* [EXCERPTED RECORDS]
------------------------------

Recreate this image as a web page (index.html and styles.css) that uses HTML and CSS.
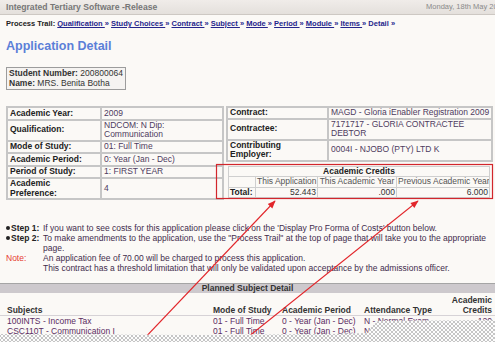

------------------------------

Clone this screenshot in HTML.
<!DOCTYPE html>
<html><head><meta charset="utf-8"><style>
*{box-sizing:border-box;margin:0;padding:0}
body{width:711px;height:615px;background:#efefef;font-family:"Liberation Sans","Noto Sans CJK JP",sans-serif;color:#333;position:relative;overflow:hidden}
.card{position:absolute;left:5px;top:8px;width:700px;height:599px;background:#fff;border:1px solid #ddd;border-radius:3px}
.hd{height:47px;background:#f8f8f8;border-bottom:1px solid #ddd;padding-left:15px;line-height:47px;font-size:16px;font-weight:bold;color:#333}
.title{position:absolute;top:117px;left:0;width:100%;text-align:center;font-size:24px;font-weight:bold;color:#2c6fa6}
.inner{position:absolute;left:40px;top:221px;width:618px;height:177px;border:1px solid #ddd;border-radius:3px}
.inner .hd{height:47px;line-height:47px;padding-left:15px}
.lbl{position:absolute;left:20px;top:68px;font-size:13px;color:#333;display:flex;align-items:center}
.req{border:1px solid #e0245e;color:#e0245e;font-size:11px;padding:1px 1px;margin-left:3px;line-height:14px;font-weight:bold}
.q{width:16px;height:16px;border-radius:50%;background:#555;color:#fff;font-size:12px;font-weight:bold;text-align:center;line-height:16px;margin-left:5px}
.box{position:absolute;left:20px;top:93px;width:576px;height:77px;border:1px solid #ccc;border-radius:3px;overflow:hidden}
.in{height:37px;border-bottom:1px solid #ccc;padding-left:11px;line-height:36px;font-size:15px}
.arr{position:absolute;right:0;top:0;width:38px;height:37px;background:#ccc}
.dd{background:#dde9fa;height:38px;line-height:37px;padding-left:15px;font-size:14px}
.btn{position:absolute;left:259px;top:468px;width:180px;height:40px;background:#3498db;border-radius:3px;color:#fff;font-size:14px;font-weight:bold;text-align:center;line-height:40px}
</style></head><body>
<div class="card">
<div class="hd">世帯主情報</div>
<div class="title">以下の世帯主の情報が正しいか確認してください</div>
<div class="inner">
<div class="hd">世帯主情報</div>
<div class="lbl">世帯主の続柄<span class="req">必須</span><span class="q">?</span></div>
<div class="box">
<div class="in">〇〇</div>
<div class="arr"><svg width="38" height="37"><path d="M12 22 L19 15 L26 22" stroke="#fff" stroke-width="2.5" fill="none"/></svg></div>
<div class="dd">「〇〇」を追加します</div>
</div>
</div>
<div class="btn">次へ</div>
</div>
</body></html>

------------------------------

* [WHAT IS NEEDED] Find each line with the string "this" and copy it out.

* [CORRECT OUTPUT]
Recreate this image as a web page (index.html and styles.css) that uses HTML and CSS.
Clone this screenshot in HTML.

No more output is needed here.